PROBLEM DESCRIPTION –
Repeat the data below exactly, dropping any pictures it holds.

PROVIDED MATERIAL –
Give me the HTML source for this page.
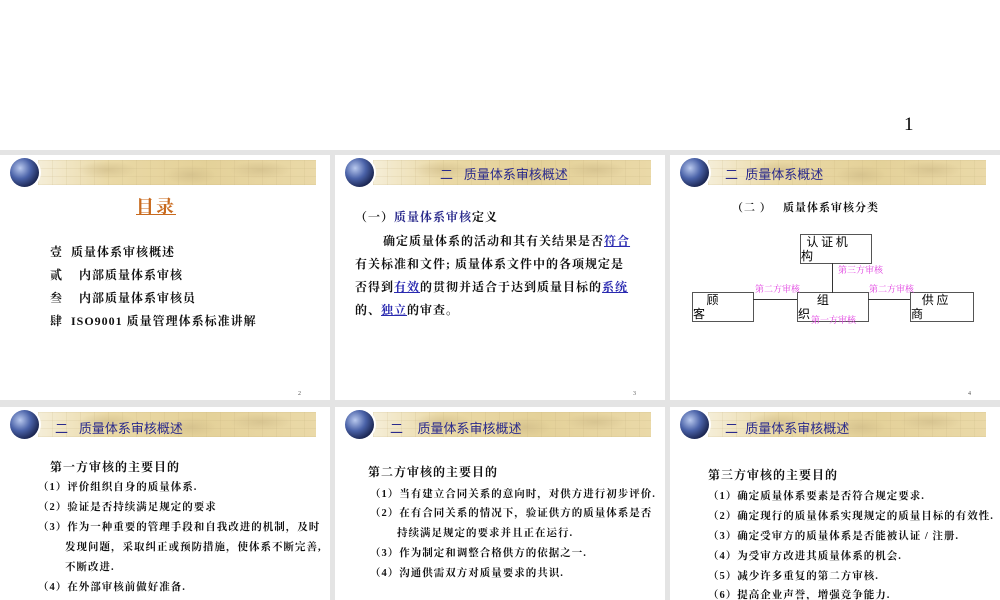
<!DOCTYPE html>
<html><head><meta charset="utf-8"><style>
body{margin:0;width:1000px;height:600px;overflow:hidden;background:#fff;font-family:"Liberation Serif","Noto Serif CJK SC","Noto Sans CJK SC",serif;position:relative}
.bg{position:absolute;left:0;top:150px;width:1000px;height:450px;background:#e4e4e4}
.s{position:absolute;background:#fff;overflow:hidden}
.bar{position:absolute;left:38px;top:5px;width:278px;height:25px;background:linear-gradient(90deg,#f5eed8,#ead9a6 25%,#e4d199 60%,#ead9a8);}
.bar:before{content:"";position:absolute;inset:0;background-image:linear-gradient(90deg,rgba(190,170,120,.15) 1px,transparent 1px),linear-gradient(rgba(190,170,120,.15) 1px,transparent 1px);background-size:14px 8px}
.bar:after{content:"";position:absolute;inset:0;background:radial-gradient(ellipse 30px 9px at 25% 40%,rgba(200,180,130,.5),transparent),radial-gradient(ellipse 25px 10px at 55% 60%,rgba(200,180,130,.5),transparent),radial-gradient(ellipse 30px 9px at 80% 40%,rgba(200,180,130,.5),transparent)}
.globe{position:absolute;left:10px;top:3px;width:29px;height:29px;border-radius:50%;background:radial-gradient(circle at 35% 35%,#b9c9ee,#4a62a8 40%,#1a2550 75%,#0a0f25);box-shadow:0 0 0 2px #fff;z-index:1}
.t{position:absolute;color:#2a2a8c;font-size:13px;white-space:pre;font-family:"Liberation Sans","Noto Sans CJK SC",sans-serif;z-index:1}
.x{position:absolute;white-space:pre;color:#111;font-size:12px;font-weight:bold;font-family:"Liberation Serif","Noto Serif CJK SC",serif;letter-spacing:1px}
.n{position:absolute;font-size:6px;color:#555}
a{color:#2a2ab0;text-decoration:underline}
.box{position:absolute;border:1px solid #555;background:#fff;font-size:12px;font-family:"Noto Sans CJK SC",sans-serif}
.m{position:absolute;color:#e040e0;font-size:9px;white-space:pre;font-family:"Noto Serif CJK SC",serif}
</style></head><body>
<div style="position:absolute;left:904px;top:114px;font-size:19px;font-family:'Liberation Serif',serif">1</div>
<div class="bg"></div>

<div class="s" style="left:0;top:155px;width:330px;height:245px">
<div class="bar"></div><div class="globe"></div>
<div class="x" style="left:136px;top:38px;font-size:18px;color:#c86a1e;text-decoration:underline;letter-spacing:2px">目录</div>
<div class="x" style="left:50px;top:88px">壹  质量体系审核概述</div>
<div class="x" style="left:50px;top:111px">贰    内部质量体系审核</div>
<div class="x" style="left:50px;top:134px">叁    内部质量体系审核员</div>
<div class="x" style="left:50px;top:157px">肆  ISO9001 质量管理体系标准讲解</div>
<div class="n" style="left:298px;top:236px">2</div>
</div>

<div class="s" style="left:335px;top:155px;width:330px;height:245px">
<div class="bar"></div><div class="globe"></div>
<div class="t" style="left:105px;top:9px">二   质量体系审核概述</div>
<div class="x" style="left:20px;top:53px">（一）<span style="color:#2a2a8c">质量体系审核</span>定义</div>
<div class="x" style="left:48px;top:77px">确定质量体系的活动和其有关结果是否<a>符合</a></div>
<div class="x" style="left:20px;top:100px">有关标准和文件; 质量体系文件中的各项规定是</div>
<div class="x" style="left:20px;top:123px">否得到<a>有效</a>的贯彻并适合于达到质量目标的<a>系统</a></div>
<div class="x" style="left:20px;top:146px">的、<a>独立</a>的审查。</div>
<div class="n" style="left:298px;top:236px">3</div>
</div>

<div class="s" style="left:670px;top:155px;width:330px;height:245px">
<div class="bar"></div><div class="globe"></div>
<div class="t" style="left:55px;top:9px">二  质量体系概述</div>
<div class="x" style="left:62px;top:44px;font-size:11px">（二 ）   质量体系审核分类</div>
<div class="box" style="left:130px;top:79px;width:70px;height:28px;line-height:14px">&nbsp;&nbsp;认 证 机<br>构</div>
<div class="box" style="left:22px;top:137px;width:60px;height:28px;line-height:14px">&nbsp;&nbsp;&nbsp;&nbsp;&nbsp;顾<br>客</div>
<div class="box" style="left:127px;top:137px;width:70px;height:28px;line-height:14px">&nbsp;&nbsp;&nbsp;&nbsp;&nbsp;&nbsp;&nbsp;组<br>织</div>
<div class="box" style="left:240px;top:137px;width:62px;height:28px;line-height:14px">&nbsp;&nbsp;&nbsp;&nbsp;供 应<br>商</div>
<div style="position:absolute;left:162px;top:108px;width:1px;height:30px;background:#333"></div>
<div style="position:absolute;left:83px;top:144px;width:44px;height:1px;background:#333"></div>
<div style="position:absolute;left:198px;top:144px;width:42px;height:1px;background:#333"></div>
<div class="m" style="left:168px;top:108px">第三方审核</div>
<div class="m" style="left:85px;top:127px">第二方审核</div>
<div class="m" style="left:199px;top:127px">第二方审核</div>
<div class="m" style="left:141px;top:158px">第一方审核</div>
<div class="n" style="left:298px;top:236px">4</div>
</div>

<div class="s" style="left:0;top:407px;width:330px;height:193px">
<div class="bar"></div><div class="globe"></div>
<div class="t" style="left:55px;top:11px">二   质量体系审核概述</div>
<div class="x" style="left:50px;top:51px">第一方审核的主要目的</div>
<div class="x" style="left:38px;top:72px;font-size:10.5px">（1）评价组织自身的质量体系.</div>
<div class="x" style="left:38px;top:92px;font-size:10.5px">（2）验证是否持续满足规定的要求</div>
<div class="x" style="left:38px;top:112px;font-size:10.5px">（3）作为一种重要的管理手段和自我改进的机制，及时</div>
<div class="x" style="left:65px;top:132px;font-size:10.5px">发现问题，采取纠正或预防措施，使体系不断完善,</div>
<div class="x" style="left:65px;top:152px;font-size:10.5px">不断改进.</div>
<div class="x" style="left:38px;top:172px;font-size:10.5px">（4）在外部审核前做好准备.</div>
</div>

<div class="s" style="left:335px;top:407px;width:330px;height:193px">
<div class="bar"></div><div class="globe"></div>
<div class="t" style="left:55px;top:11px">二    质量体系审核概述</div>
<div class="x" style="left:33px;top:56px">第二方审核的主要目的</div>
<div class="x" style="left:35px;top:79px;font-size:10.5px">（1）当有建立合同关系的意向时，对供方进行初步评价.</div>
<div class="x" style="left:35px;top:98px;font-size:10.5px">（2）在有合同关系的情况下，验证供方的质量体系是否</div>
<div class="x" style="left:62px;top:118px;font-size:10.5px">持续满足规定的要求并且正在运行.</div>
<div class="x" style="left:35px;top:138px;font-size:10.5px">（3）作为制定和调整合格供方的依据之一.</div>
<div class="x" style="left:35px;top:158px;font-size:10.5px">（4）沟通供需双方对质量要求的共识.</div>
</div>

<div class="s" style="left:670px;top:407px;width:330px;height:193px">
<div class="bar"></div><div class="globe"></div>
<div class="t" style="left:55px;top:11px">二  质量体系审核概述</div>
<div class="x" style="left:38px;top:59px">第三方审核的主要目的</div>
<div class="x" style="left:38px;top:81px;font-size:10.5px">（1）确定质量体系要素是否符合规定要求.</div>
<div class="x" style="left:38px;top:101px;font-size:10.5px">（2）确定现行的质量体系实现规定的质量目标的有效性.</div>
<div class="x" style="left:38px;top:121px;font-size:10.5px">（3）确定受审方的质量体系是否能被认证 / 注册.</div>
<div class="x" style="left:38px;top:141px;font-size:10.5px">（4）为受审方改进其质量体系的机会.</div>
<div class="x" style="left:38px;top:161px;font-size:10.5px">（5）减少许多重复的第二方审核.</div>
<div class="x" style="left:38px;top:180px;font-size:10.5px">（6）提高企业声誉，增强竞争能力.</div>
</div>
</body></html>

FINISHED ANSWER –
Give me the HTML source for this page.
<!DOCTYPE html>
<html><head><meta charset="utf-8"><style>
body{margin:0;width:1000px;height:600px;overflow:hidden;background:#fff;font-family:"Liberation Serif","Noto Serif CJK SC","Noto Sans CJK SC",serif;position:relative}
.bg{position:absolute;left:0;top:150px;width:1000px;height:450px;background:#e4e4e4}
.s{position:absolute;background:#fff;overflow:hidden}
.bar{position:absolute;left:38px;top:5px;width:278px;height:25px;background:linear-gradient(90deg,#f5eed8,#ead9a6 25%,#e4d199 60%,#ead9a8);}
.bar:before{content:"";position:absolute;inset:0;background-image:linear-gradient(90deg,rgba(190,170,120,.15) 1px,transparent 1px),linear-gradient(rgba(190,170,120,.15) 1px,transparent 1px);background-size:14px 8px}
.bar:after{content:"";position:absolute;inset:0;background:radial-gradient(ellipse 30px 9px at 25% 40%,rgba(200,180,130,.5),transparent),radial-gradient(ellipse 25px 10px at 55% 60%,rgba(200,180,130,.5),transparent),radial-gradient(ellipse 30px 9px at 80% 40%,rgba(200,180,130,.5),transparent)}
.globe{position:absolute;left:10px;top:3px;width:29px;height:29px;border-radius:50%;background:radial-gradient(circle at 35% 35%,#b9c9ee,#4a62a8 40%,#1a2550 75%,#0a0f25);box-shadow:0 0 0 2px #fff;z-index:1}
.t{position:absolute;color:#2a2a8c;font-size:13px;white-space:pre;font-family:"Liberation Sans","Noto Sans CJK SC",sans-serif;z-index:1}
.x{position:absolute;white-space:pre;color:#111;font-size:12px;font-weight:bold;font-family:"Liberation Serif","Noto Serif CJK SC",serif;letter-spacing:1px}
.n{position:absolute;font-size:6px;color:#555}
a{color:#2a2ab0;text-decoration:underline}
.box{position:absolute;border:1px solid #555;background:#fff;font-size:12px;font-family:"Noto Sans CJK SC",sans-serif}
.m{position:absolute;color:#e040e0;font-size:9px;white-space:pre;font-family:"Noto Serif CJK SC",serif}
</style></head><body>
<div style="position:absolute;left:904px;top:114px;font-size:19px;font-family:'Liberation Serif',serif">1</div>
<div class="bg"></div>

<div class="s" style="left:0;top:155px;width:330px;height:245px">
<div class="bar"></div><div class="globe"></div>
<div class="x" style="left:136px;top:38px;font-size:18px;color:#c86a1e;text-decoration:underline;letter-spacing:2px">目录</div>
<div class="x" style="left:50px;top:88px">壹  质量体系审核概述</div>
<div class="x" style="left:50px;top:111px">贰    内部质量体系审核</div>
<div class="x" style="left:50px;top:134px">叁    内部质量体系审核员</div>
<div class="x" style="left:50px;top:157px">肆  ISO9001 质量管理体系标准讲解</div>
<div class="n" style="left:298px;top:236px">2</div>
</div>

<div class="s" style="left:335px;top:155px;width:330px;height:245px">
<div class="bar"></div><div class="globe"></div>
<div class="t" style="left:105px;top:9px">二   质量体系审核概述</div>
<div class="x" style="left:20px;top:53px">（一）<span style="color:#2a2a8c">质量体系审核</span>定义</div>
<div class="x" style="left:48px;top:77px">确定质量体系的活动和其有关结果是否<a>符合</a></div>
<div class="x" style="left:20px;top:100px">有关标准和文件; 质量体系文件中的各项规定是</div>
<div class="x" style="left:20px;top:123px">否得到<a>有效</a>的贯彻并适合于达到质量目标的<a>系统</a></div>
<div class="x" style="left:20px;top:146px">的、<a>独立</a>的审查。</div>
<div class="n" style="left:298px;top:236px">3</div>
</div>

<div class="s" style="left:670px;top:155px;width:330px;height:245px">
<div class="bar"></div><div class="globe"></div>
<div class="t" style="left:55px;top:9px">二  质量体系概述</div>
<div class="x" style="left:62px;top:44px;font-size:11px">（二 ）   质量体系审核分类</div>
<div class="box" style="left:130px;top:79px;width:70px;height:28px;line-height:14px">&nbsp;&nbsp;认 证 机<br>构</div>
<div class="box" style="left:22px;top:137px;width:60px;height:28px;line-height:14px">&nbsp;&nbsp;&nbsp;&nbsp;&nbsp;顾<br>客</div>
<div class="box" style="left:127px;top:137px;width:70px;height:28px;line-height:14px">&nbsp;&nbsp;&nbsp;&nbsp;&nbsp;&nbsp;&nbsp;组<br>织</div>
<div class="box" style="left:240px;top:137px;width:62px;height:28px;line-height:14px">&nbsp;&nbsp;&nbsp;&nbsp;供 应<br>商</div>
<div style="position:absolute;left:162px;top:108px;width:1px;height:30px;background:#333"></div>
<div style="position:absolute;left:83px;top:144px;width:44px;height:1px;background:#333"></div>
<div style="position:absolute;left:198px;top:144px;width:42px;height:1px;background:#333"></div>
<div class="m" style="left:168px;top:108px">第三方审核</div>
<div class="m" style="left:85px;top:127px">第二方审核</div>
<div class="m" style="left:199px;top:127px">第二方审核</div>
<div class="m" style="left:141px;top:158px">第一方审核</div>
<div class="n" style="left:298px;top:236px">4</div>
</div>

<div class="s" style="left:0;top:407px;width:330px;height:193px">
<div class="bar"></div><div class="globe"></div>
<div class="t" style="left:55px;top:11px">二   质量体系审核概述</div>
<div class="x" style="left:50px;top:51px">第一方审核的主要目的</div>
<div class="x" style="left:38px;top:72px;font-size:10.5px">（1）评价组织自身的质量体系.</div>
<div class="x" style="left:38px;top:92px;font-size:10.5px">（2）验证是否持续满足规定的要求</div>
<div class="x" style="left:38px;top:112px;font-size:10.5px">（3）作为一种重要的管理手段和自我改进的机制，及时</div>
<div class="x" style="left:65px;top:132px;font-size:10.5px">发现问题，采取纠正或预防措施，使体系不断完善,</div>
<div class="x" style="left:65px;top:152px;font-size:10.5px">不断改进.</div>
<div class="x" style="left:38px;top:172px;font-size:10.5px">（4）在外部审核前做好准备.</div>
</div>

<div class="s" style="left:335px;top:407px;width:330px;height:193px">
<div class="bar"></div><div class="globe"></div>
<div class="t" style="left:55px;top:11px">二    质量体系审核概述</div>
<div class="x" style="left:33px;top:56px">第二方审核的主要目的</div>
<div class="x" style="left:35px;top:79px;font-size:10.5px">（1）当有建立合同关系的意向时，对供方进行初步评价.</div>
<div class="x" style="left:35px;top:98px;font-size:10.5px">（2）在有合同关系的情况下，验证供方的质量体系是否</div>
<div class="x" style="left:62px;top:118px;font-size:10.5px">持续满足规定的要求并且正在运行.</div>
<div class="x" style="left:35px;top:138px;font-size:10.5px">（3）作为制定和调整合格供方的依据之一.</div>
<div class="x" style="left:35px;top:158px;font-size:10.5px">（4）沟通供需双方对质量要求的共识.</div>
</div>

<div class="s" style="left:670px;top:407px;width:330px;height:193px">
<div class="bar"></div><div class="globe"></div>
<div class="t" style="left:55px;top:11px">二  质量体系审核概述</div>
<div class="x" style="left:38px;top:59px">第三方审核的主要目的</div>
<div class="x" style="left:38px;top:81px;font-size:10.5px">（1）确定质量体系要素是否符合规定要求.</div>
<div class="x" style="left:38px;top:101px;font-size:10.5px">（2）确定现行的质量体系实现规定的质量目标的有效性.</div>
<div class="x" style="left:38px;top:121px;font-size:10.5px">（3）确定受审方的质量体系是否能被认证 / 注册.</div>
<div class="x" style="left:38px;top:141px;font-size:10.5px">（4）为受审方改进其质量体系的机会.</div>
<div class="x" style="left:38px;top:161px;font-size:10.5px">（5）减少许多重复的第二方审核.</div>
<div class="x" style="left:38px;top:180px;font-size:10.5px">（6）提高企业声誉，增强竞争能力.</div>
</div>
</body></html>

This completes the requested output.